_DATASET SECTION_
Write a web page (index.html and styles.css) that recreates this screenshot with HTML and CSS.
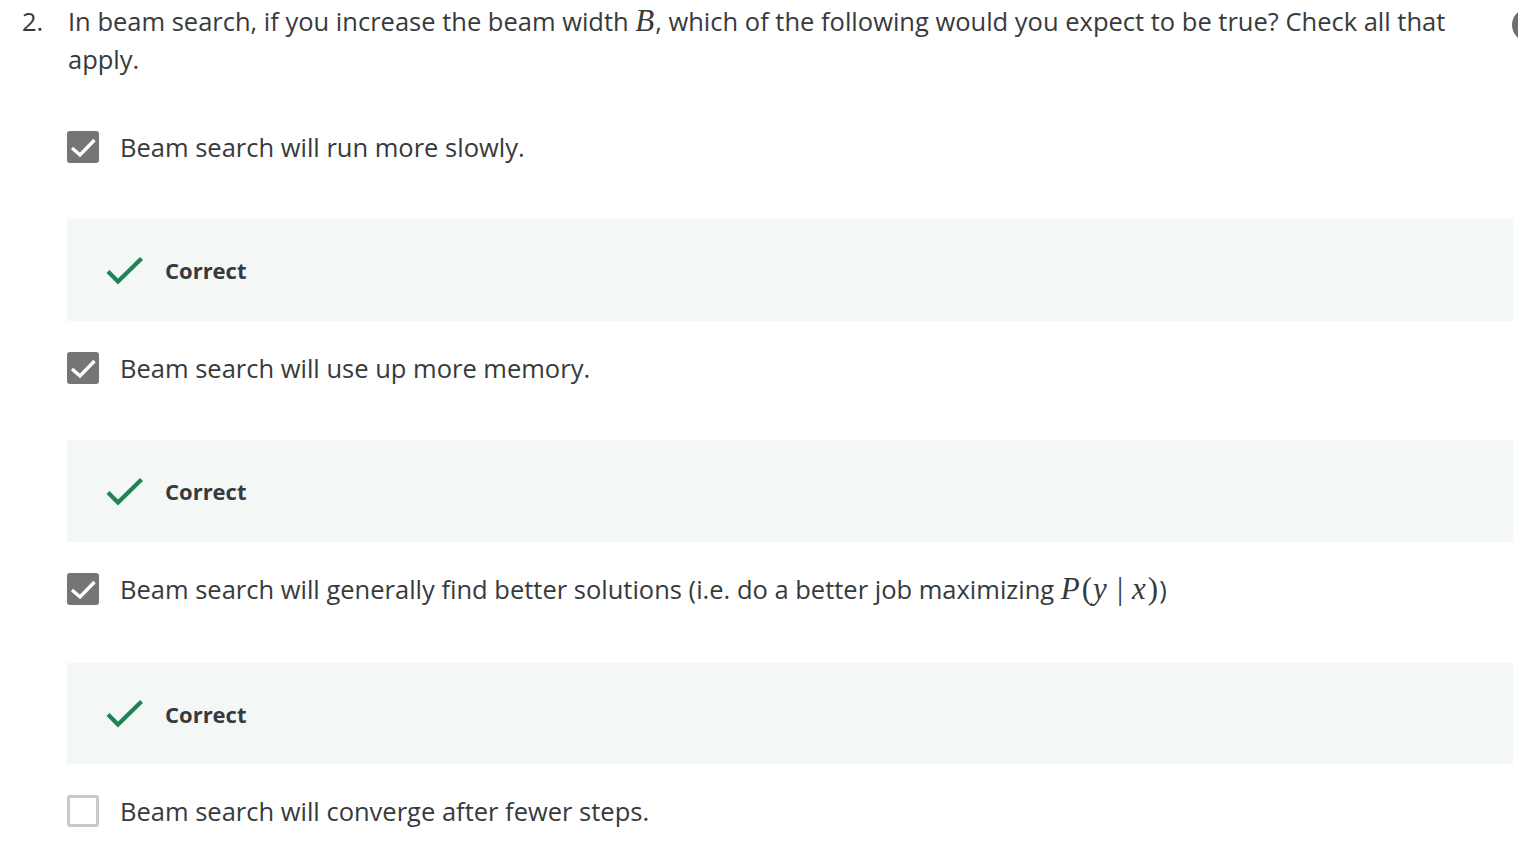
FILE: index.html
```html
<!DOCTYPE html>
<html lang="en">
<head>
<meta charset="utf-8">
<title>Quiz question</title>
<link rel="stylesheet" href="styles.css">
</head>
<body>
<div class="page">
  <span class="corner-dot"></span>
  <div class="question">
    <div class="q-num">2.</div>
    <div class="q-body">
      <div class="q-text">In beam search, if you increase the beam width <span class="math"><i class="mi">B</i></span>, which of the following would you expect to be true? Check all that apply.</div>

      <div class="option">
        <span class="box box--checked"><svg viewBox="0 0 32 32" width="32" height="32"><path d="M5 17 L13 24 L27.5 9" fill="none" stroke="#fff" stroke-width="3.4"/></svg></span>
        <span class="opt-text">Beam search will run more slowly.</span>
      </div>
      <div class="feedback">
        <svg class="fb-icon" viewBox="0 0 38 30" width="38" height="30"><path d="M2 15.5 L12 25.5 L35.5 2.5" fill="none" stroke="#1f8354" stroke-width="4.2"/></svg>
        <span class="fb-text">Correct</span>
      </div>

      <div class="option">
        <span class="box box--checked"><svg viewBox="0 0 32 32" width="32" height="32"><path d="M5 17 L13 24 L27.5 9" fill="none" stroke="#fff" stroke-width="3.4"/></svg></span>
        <span class="opt-text">Beam search will use up more memory.</span>
      </div>
      <div class="feedback">
        <svg class="fb-icon" viewBox="0 0 38 30" width="38" height="30"><path d="M2 15.5 L12 25.5 L35.5 2.5" fill="none" stroke="#1f8354" stroke-width="4.2"/></svg>
        <span class="fb-text">Correct</span>
      </div>

      <div class="option option--math">
        <span class="box box--checked"><svg viewBox="0 0 32 32" width="32" height="32"><path d="M5 17 L13 24 L27.5 9" fill="none" stroke="#fff" stroke-width="3.4"/></svg></span>
        <span class="opt-text">Beam search will generally find better solutions (i.e. do a better job maximizing <span class="math"><i class="mi">P</i><span class="mo">(</span><i class="mi">y</i><span class="mbar">|</span><i class="mi">x</i><span class="mo">)</span></span>)</span>
      </div>
      <div class="feedback feedback--after-math">
        <svg class="fb-icon" viewBox="0 0 38 30" width="38" height="30"><path d="M2 15.5 L12 25.5 L35.5 2.5" fill="none" stroke="#1f8354" stroke-width="4.2"/></svg>
        <span class="fb-text">Correct</span>
      </div>

      <div class="option">
        <span class="box box--empty"></span>
        <span class="opt-text">Beam search will converge after fewer steps.</span>
      </div>
    </div>
  </div>
</div>
</body>
</html>
```

FILE: styles.css
```css
html, body {
  margin: 0;
  padding: 0;
  background: #ffffff;
}

body {
  font-family: "Open Sans", "Noto Sans", sans-serif;
  color: #373a3c;
  font-size: 25.5px;
  line-height: 38px;
  overflow: hidden;
}

.page {
  position: relative;
  width: 1518px;
  height: 848px;
  overflow: hidden;
}

.corner-dot {
  position: absolute;
  left: 1512px;
  top: 8px;
  width: 34px;
  height: 34px;
  border-radius: 50%;
  background: #707070;
}

.question {
  display: flex;
  padding-top: 2px;
}

.q-num {
  width: 46px;
  padding-left: 22px;
  flex: none;
}

.q-body {
  width: 1446px;
  flex: none;
  margin-left: -1px;
}

.q-text {
  padding-left: 1px;
  margin-bottom: 50px;
}

.math {
  font-family: "Liberation Serif", "DejaVu Serif", serif;
  line-height: 1;
}

.mi {
  font-style: italic;
  font-family: "Liberation Serif", "DejaVu Serif", serif;
  font-size: 31px;
  line-height: 1;
  padding-right: 1px;
}

.mo {
  font-family: "Liberation Serif", serif;
  font-size: 31px;
  line-height: 1;
  padding: 0 1px;
}

.mbar {
  font-family: "Liberation Serif", serif;
  font-size: 31px;
  line-height: 1;
  padding: 0 9px;
}

.option {
  display: flex;
  align-items: center;
  height: 38px;
  gap: 21px;
}

.box {
  flex: none;
  width: 32px;
  height: 32px;
  box-sizing: border-box;
  border-radius: 3px;
  display: block;
}

.box svg {
  display: block;
}

.box--checked {
  background: #757575;
}

.box--empty {
  border: 3px solid #c9c9c9;
  background: #ffffff;
}

.opt-text {
  white-space: nowrap;
}

.feedback {
  display: flex;
  align-items: center;
  height: 102px;
  margin: 53px 0 28px;
  padding-left: 39px;
  background: #f3f8f7;
  box-sizing: border-box;
}

.feedback--after-math {
  margin-top: 55px;
  height: 101px;
}

.fb-icon {
  display: block;
  flex: none;
  margin-top: 1px;
}

.fb-text {
  margin-left: 21px;
  font-size: 22px;
  font-weight: 700;
  line-height: 28px;
  color: #373a3c;
}
```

_WHAT TO DO_
Leave out the pictures and output the rest of the material exactly as written.

_RESULT BELOW_
Write a web page (index.html and styles.css) that recreates this screenshot with HTML and CSS.
FILE: index.html
```html
<!DOCTYPE html>
<html lang="en">
<head>
<meta charset="utf-8">
<title>Quiz question</title>
<link rel="stylesheet" href="styles.css">
</head>
<body>
<div class="page">
  <span class="corner-dot"></span>
  <div class="question">
    <div class="q-num">2.</div>
    <div class="q-body">
      <div class="q-text">In beam search, if you increase the beam width <span class="math"><i class="mi">B</i></span>, which of the following would you expect to be true? Check all that apply.</div>

      <div class="option">
        <span class="box box--checked"><svg viewBox="0 0 32 32" width="32" height="32"><path d="M5 17 L13 24 L27.5 9" fill="none" stroke="#fff" stroke-width="3.4"/></svg></span>
        <span class="opt-text">Beam search will run more slowly.</span>
      </div>
      <div class="feedback">
        <svg class="fb-icon" viewBox="0 0 38 30" width="38" height="30"><path d="M2 15.5 L12 25.5 L35.5 2.5" fill="none" stroke="#1f8354" stroke-width="4.2"/></svg>
        <span class="fb-text">Correct</span>
      </div>

      <div class="option">
        <span class="box box--checked"><svg viewBox="0 0 32 32" width="32" height="32"><path d="M5 17 L13 24 L27.5 9" fill="none" stroke="#fff" stroke-width="3.4"/></svg></span>
        <span class="opt-text">Beam search will use up more memory.</span>
      </div>
      <div class="feedback">
        <svg class="fb-icon" viewBox="0 0 38 30" width="38" height="30"><path d="M2 15.5 L12 25.5 L35.5 2.5" fill="none" stroke="#1f8354" stroke-width="4.2"/></svg>
        <span class="fb-text">Correct</span>
      </div>

      <div class="option option--math">
        <span class="box box--checked"><svg viewBox="0 0 32 32" width="32" height="32"><path d="M5 17 L13 24 L27.5 9" fill="none" stroke="#fff" stroke-width="3.4"/></svg></span>
        <span class="opt-text">Beam search will generally find better solutions (i.e. do a better job maximizing <span class="math"><i class="mi">P</i><span class="mo">(</span><i class="mi">y</i><span class="mbar">|</span><i class="mi">x</i><span class="mo">)</span></span>)</span>
      </div>
      <div class="feedback feedback--after-math">
        <svg class="fb-icon" viewBox="0 0 38 30" width="38" height="30"><path d="M2 15.5 L12 25.5 L35.5 2.5" fill="none" stroke="#1f8354" stroke-width="4.2"/></svg>
        <span class="fb-text">Correct</span>
      </div>

      <div class="option">
        <span class="box box--empty"></span>
        <span class="opt-text">Beam search will converge after fewer steps.</span>
      </div>
    </div>
  </div>
</div>
</body>
</html>
```

FILE: styles.css
```css
html, body {
  margin: 0;
  padding: 0;
  background: #ffffff;
}

body {
  font-family: "Open Sans", "Noto Sans", sans-serif;
  color: #373a3c;
  font-size: 25.5px;
  line-height: 38px;
  overflow: hidden;
}

.page {
  position: relative;
  width: 1518px;
  height: 848px;
  overflow: hidden;
}

.corner-dot {
  position: absolute;
  left: 1512px;
  top: 8px;
  width: 34px;
  height: 34px;
  border-radius: 50%;
  background: #707070;
}

.question {
  display: flex;
  padding-top: 2px;
}

.q-num {
  width: 46px;
  padding-left: 22px;
  flex: none;
}

.q-body {
  width: 1446px;
  flex: none;
  margin-left: -1px;
}

.q-text {
  padding-left: 1px;
  margin-bottom: 50px;
}

.math {
  font-family: "Liberation Serif", "DejaVu Serif", serif;
  line-height: 1;
}

.mi {
  font-style: italic;
  font-family: "Liberation Serif", "DejaVu Serif", serif;
  font-size: 31px;
  line-height: 1;
  padding-right: 1px;
}

.mo {
  font-family: "Liberation Serif", serif;
  font-size: 31px;
  line-height: 1;
  padding: 0 1px;
}

.mbar {
  font-family: "Liberation Serif", serif;
  font-size: 31px;
  line-height: 1;
  padding: 0 9px;
}

.option {
  display: flex;
  align-items: center;
  height: 38px;
  gap: 21px;
}

.box {
  flex: none;
  width: 32px;
  height: 32px;
  box-sizing: border-box;
  border-radius: 3px;
  display: block;
}

.box svg {
  display: block;
}

.box--checked {
  background: #757575;
}

.box--empty {
  border: 3px solid #c9c9c9;
  background: #ffffff;
}

.opt-text {
  white-space: nowrap;
}

.feedback {
  display: flex;
  align-items: center;
  height: 102px;
  margin: 53px 0 28px;
  padding-left: 39px;
  background: #f3f8f7;
  box-sizing: border-box;
}

.feedback--after-math {
  margin-top: 55px;
  height: 101px;
}

.fb-icon {
  display: block;
  flex: none;
  margin-top: 1px;
}

.fb-text {
  margin-left: 21px;
  font-size: 22px;
  font-weight: 700;
  line-height: 28px;
  color: #373a3c;
}
```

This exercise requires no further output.